Top Ten Banned Book: Absolutely True Diary of a Part Time Indian

ALA Top Ten Most Frequently Challenged Books, Banned and Challenged Books

I suddenly understood that if every moment of a book should be taken seriously, then every moment of a life should be taken seriously as well.”

Junior, Chapter 11 
Absolutely True Diary of a Part-Time Indian

If number of challenges are a marker of the serious themes of a book, Sherman Alexie’s The Absolutely True Diary of a Part-Time Indian is worthy of close attention as one of the top ten most challenged books of all time. The novel features a teenager born with disabilities including encephalitis, who has grown up on a reservation in Spokane, Washington. Fourteen-year-old Arnold, or “Junior” is a cartoonist and book worm with a fiercely protective best friend, Rowdy. Soon after they start freshman year, Junior transfers from a school on the “rez” to one in a small white town, 22 miles away. Although his parents support his decision, everyone else on the rez sees him as a traitor. Throughout the book, Junior struggles with questions about community and identity. He is determined to improve himself and overcome poverty despite the handicaps of birth and race. Cartoons, font changes and dark humor illuminate the serious themes of the book in a way that even the most reluctant readers can connect with and enjoy.

The Absolutely True Diary of a Part-Time Indian was the most-challenged book in the United States from 2010 to 2019 and was named one of the top ten most challenged books in 2010, 2011, 2012, 2013, 2014, 2017, 2018, and 2020. This book was banned and challenged for profanity, sexual references, and allegations of sexual misconduct by the author. One of the more recent challenges took place in Wichita, Kansas, this past year. The book was challenged by the grandparent of a ninth-grade student. A 12-member committee reviewed the challenge and decided as of March 2022 to no longer allow teachers to use a set of the novels approved for classrooms. The district also removed the novel from the library at Derby North Middle School. The committee recommended adding a “mature” label to copies at the high school library.

Publishers Weekly described the YA novel as the “Native American equivalent of Angela’s Ashes, a coming-of-age story so well observed that its very rootedness in one specific culture is also what lends it universality, and so emotionally honest that the humor almost always proves painful.” Other review sources were equally complimentary.
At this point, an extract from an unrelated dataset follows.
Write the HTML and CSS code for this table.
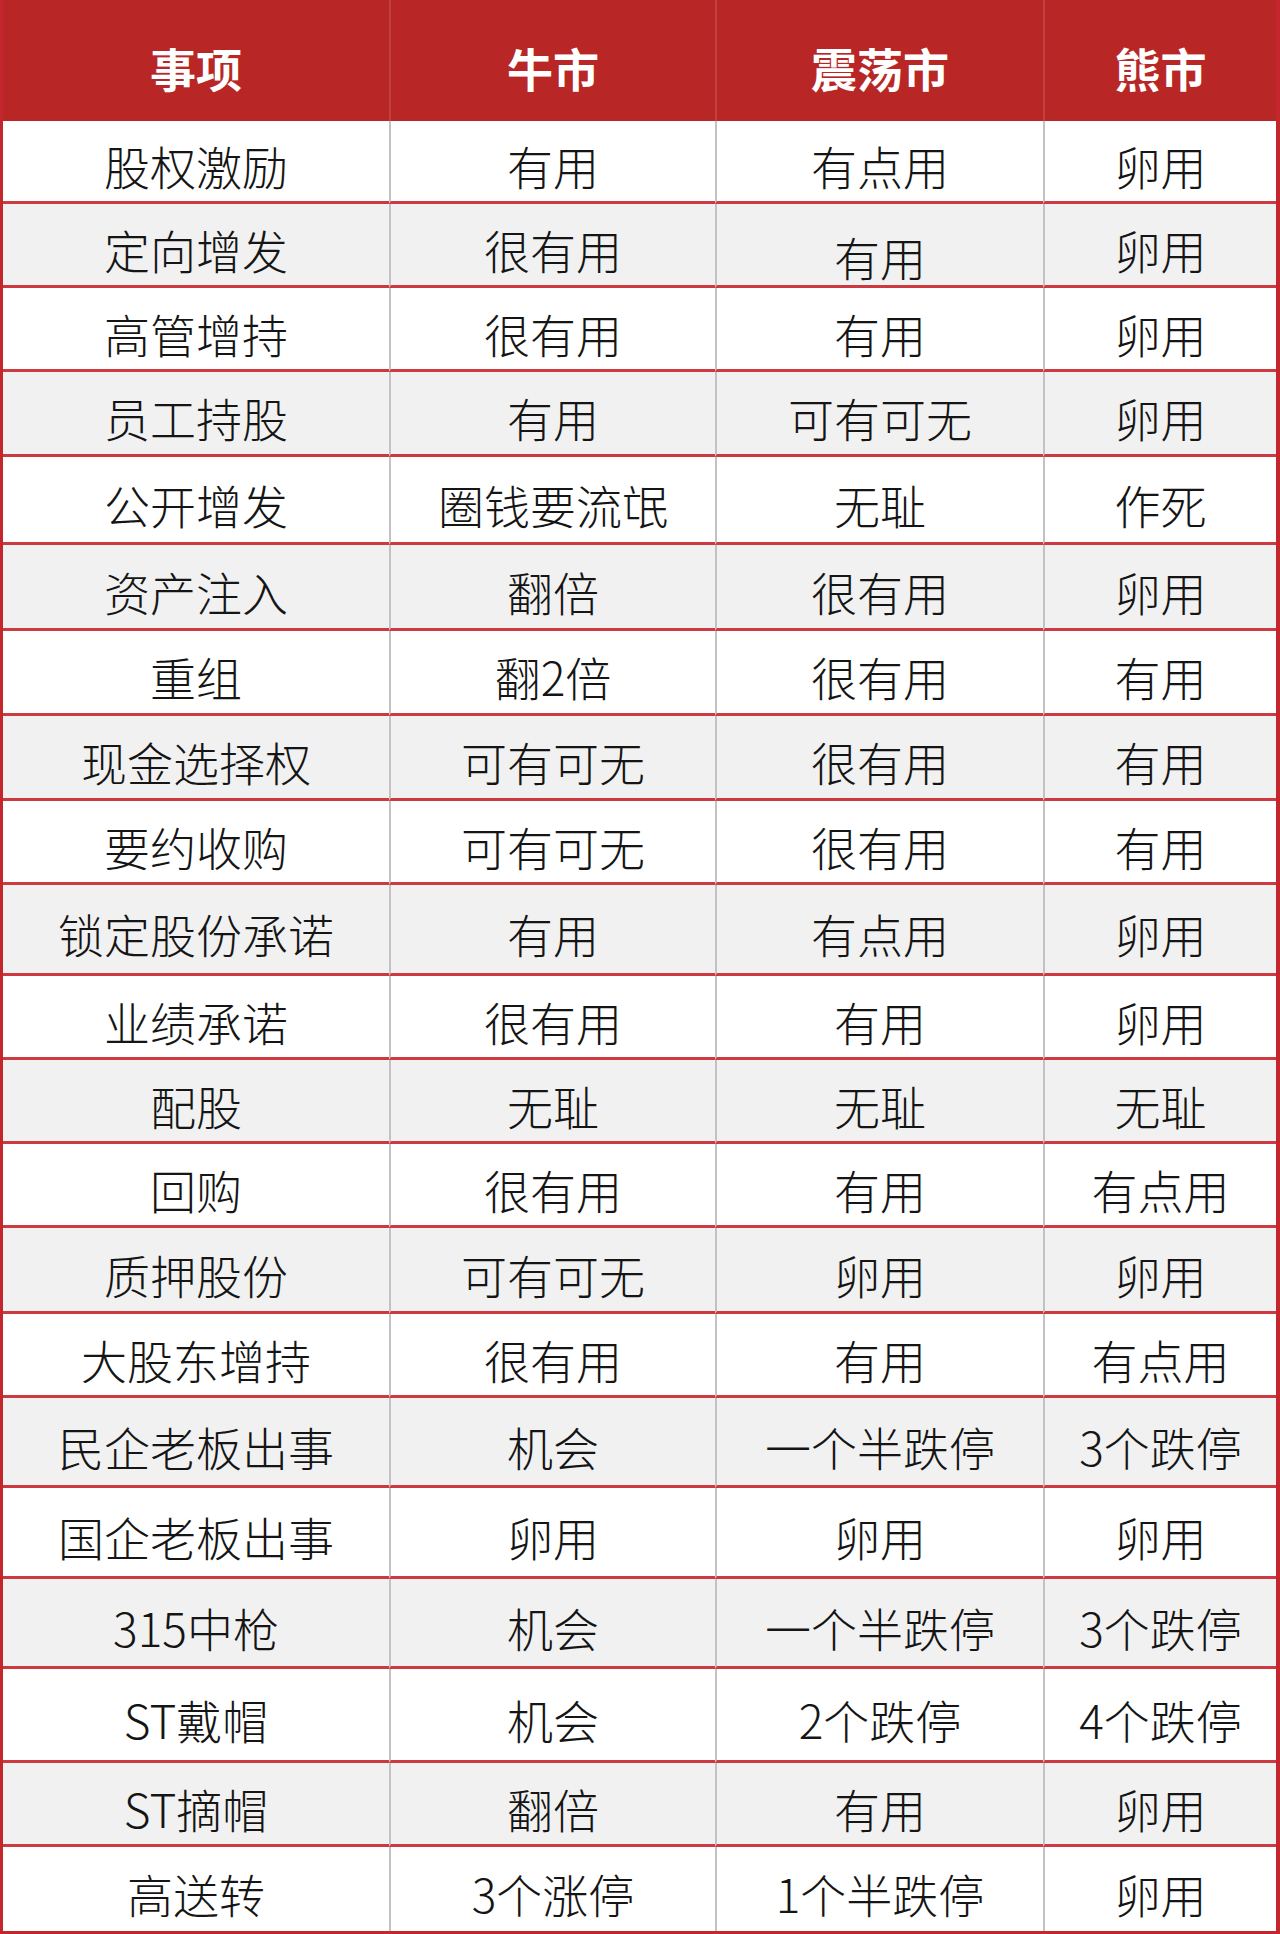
FILE: index.html
```html
<!DOCTYPE html>
<html lang="zh-CN">
<head>
<meta charset="utf-8">
<title>事项表</title>
<link rel="stylesheet" href="styles.css">
</head>
<body>
<div class="sheet">
  <div class="row head"><div class="cell">事项</div><div class="cell">牛市</div><div class="cell">震荡市</div><div class="cell">熊市</div></div>
  <div class="row"><div class="cell">股权激励</div><div class="cell">有用</div><div class="cell">有点用</div><div class="cell">卵用</div></div>
  <div class="row"><div class="cell">定向增发</div><div class="cell">很有用</div><div class="cell drop">有用</div><div class="cell">卵用</div></div>
  <div class="row"><div class="cell">高管增持</div><div class="cell">很有用</div><div class="cell">有用</div><div class="cell">卵用</div></div>
  <div class="row"><div class="cell">员工持股</div><div class="cell">有用</div><div class="cell">可有可无</div><div class="cell">卵用</div></div>
  <div class="row"><div class="cell">公开增发</div><div class="cell">圈钱要流氓</div><div class="cell">无耻</div><div class="cell">作死</div></div>
  <div class="row"><div class="cell">资产注入</div><div class="cell">翻倍</div><div class="cell">很有用</div><div class="cell">卵用</div></div>
  <div class="row"><div class="cell">重组</div><div class="cell">翻2倍</div><div class="cell">很有用</div><div class="cell">有用</div></div>
  <div class="row"><div class="cell">现金选择权</div><div class="cell">可有可无</div><div class="cell">很有用</div><div class="cell">有用</div></div>
  <div class="row"><div class="cell">要约收购</div><div class="cell">可有可无</div><div class="cell">很有用</div><div class="cell">有用</div></div>
  <div class="row"><div class="cell">锁定股份承诺</div><div class="cell">有用</div><div class="cell">有点用</div><div class="cell">卵用</div></div>
  <div class="row"><div class="cell">业绩承诺</div><div class="cell">很有用</div><div class="cell">有用</div><div class="cell">卵用</div></div>
  <div class="row"><div class="cell">配股</div><div class="cell">无耻</div><div class="cell">无耻</div><div class="cell">无耻</div></div>
  <div class="row"><div class="cell">回购</div><div class="cell">很有用</div><div class="cell">有用</div><div class="cell">有点用</div></div>
  <div class="row"><div class="cell">质押股份</div><div class="cell">可有可无</div><div class="cell">卵用</div><div class="cell">卵用</div></div>
  <div class="row"><div class="cell">大股东增持</div><div class="cell">很有用</div><div class="cell">有用</div><div class="cell">有点用</div></div>
  <div class="row"><div class="cell">民企老板出事</div><div class="cell">机会</div><div class="cell">一个半跌停</div><div class="cell">3个跌停</div></div>
  <div class="row"><div class="cell">国企老板出事</div><div class="cell">卵用</div><div class="cell">卵用</div><div class="cell">卵用</div></div>
  <div class="row"><div class="cell">315中枪</div><div class="cell">机会</div><div class="cell">一个半跌停</div><div class="cell">3个跌停</div></div>
  <div class="row"><div class="cell">ST戴帽</div><div class="cell">机会</div><div class="cell">2个跌停</div><div class="cell">4个跌停</div></div>
  <div class="row"><div class="cell">ST摘帽</div><div class="cell">翻倍</div><div class="cell">有用</div><div class="cell">卵用</div></div>
  <div class="row"><div class="cell">高送转</div><div class="cell">3个涨停</div><div class="cell">1个半跌停</div><div class="cell">卵用</div></div>
</div>
</body>
</html>
```
FILE: styles.css
```css
html, body {
  margin: 0;
  padding: 0;
  background: #ffffff;
}

body {
  font-family: "Noto Sans CJK SC", "Noto Sans", sans-serif;
}

.sheet {
  width: 1280px;
  box-sizing: border-box;
  display: grid;
  grid-template-columns: 386px 326px 328px 233px;
  grid-template-rows: 121px 83px 84px 84px 85px 88px 86px 85px 85px 84px 91px 84px 84px 84px 86px 84px 90px 91px 90px 94px 84px 84px;
  border-left: 3px solid #c3262c;
  border-right: 4px solid #c3262c;
  border-bottom: 3px solid #c3262c;
}

.row {
  display: contents;
}

.cell {
  display: flex;
  align-items: center;
  justify-content: center;
  box-sizing: border-box;
  padding-top: 8px;
  font-size: 46px;
  font-weight: 300;
  line-height: 1;
  color: #151515;
  background: #ffffff;
  border-bottom: 3px solid #cc3a40;
  white-space: nowrap;
}

.cell + .cell {
  border-left: 2px solid #c2c2c2;
}

.row:nth-child(odd) .cell {
  background: #f1f1f1;
}

.row:last-child .cell {
  border-bottom: 0;
}

.row.head .cell {
  background: #b82725;
  color: #ffffff;
  font-weight: 700;
  border-bottom: 0;
  padding-top: 12px;
}

.row.head .cell + .cell {
  border-left: 2px solid #c3403e;
}

.cell.drop {
  padding-top: 22px;
}
```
“Alexie’s humor and prose are easygoing and well suited to his young audience, and he doesn’t pull many punches as he levels his eye at stereotypes both warranted and inapt.  A few of the plotlines fade to gray by the end, but this ultimately affirms the incredible power of best friends to hurt and heal in equal measure. Younger teens looking for the strength to lift themselves out of rough situations would do well to start here.”

Booklist

Horn Book Magazine, NPR and School Library Journal also offered favorable reviews. A Kirkus starred review, offered the following, “Alexie nimbly blends sharp wit with unapologetic emotion in his first foray into young-adult literature… The reservation’s poverty and desolate alcoholism offer early mortality and broken dreams, but Junior’s knowledge that he must leave is rooted in love and respect for his family and the Spokane tribe. He also realizes how many other tribes he has, from ‘the tribe of boys who really miss … their best friends’ to ‘the tribe of tortilla chips-and-salsa lovers.’ Junior’s keen cartoons sprinkle the pages as his fluid narration deftly mingles raw feeling with funny, sardonic insight.”

In spite of having received numerous awards and recognition, including the following:

  • A Junior Library Guild selection;
  • Boston Globe-Horn Book Award, 2008;
  • National Book Award, Young People’s Literature, 2007;
  • Odyssey Award, 2009;
  • Notable Book for a Global Society, 2008;
  • American Indian Youth Literature Award winner, 2008;
  • “Best Books of 2007”, School Library Journal
  • YALSA 2008 “Top Ten Best Books for Young Adults,”  

… the book remains one of the top ten most challenged books across the country.

Librarians and teachers looking to further expand their Native Voices collection might also want to explore Cynthia Letich’s website and the Heartdrum imprint for recommendations and an educator’s guide. The imprint “evokes the heartbeat of the Native community” by publishing books representing today’s 600+ tribal Nations located within the borders of the United States and Canada. Heartdrum is “dedicated to shining a spotlight on Native and First Nations characters, topics, and points of view while raising up Indigenous creatives as well as their literary and visual art.” Cynthia Leitich Smith is the author of Sisters of the Neversea, Rain Is Not My Indian Name, Indian Shoes, Jingle Dancer, and Hearts Unbroken, which won the American Indian Library Association’s Youth Literature Award. Most recently, she was named the 2021 NSK Neustadt Laureate. Cynthia is the author-curator of Heartdrum, and a citizen of the Muscogee (Creek) Nation.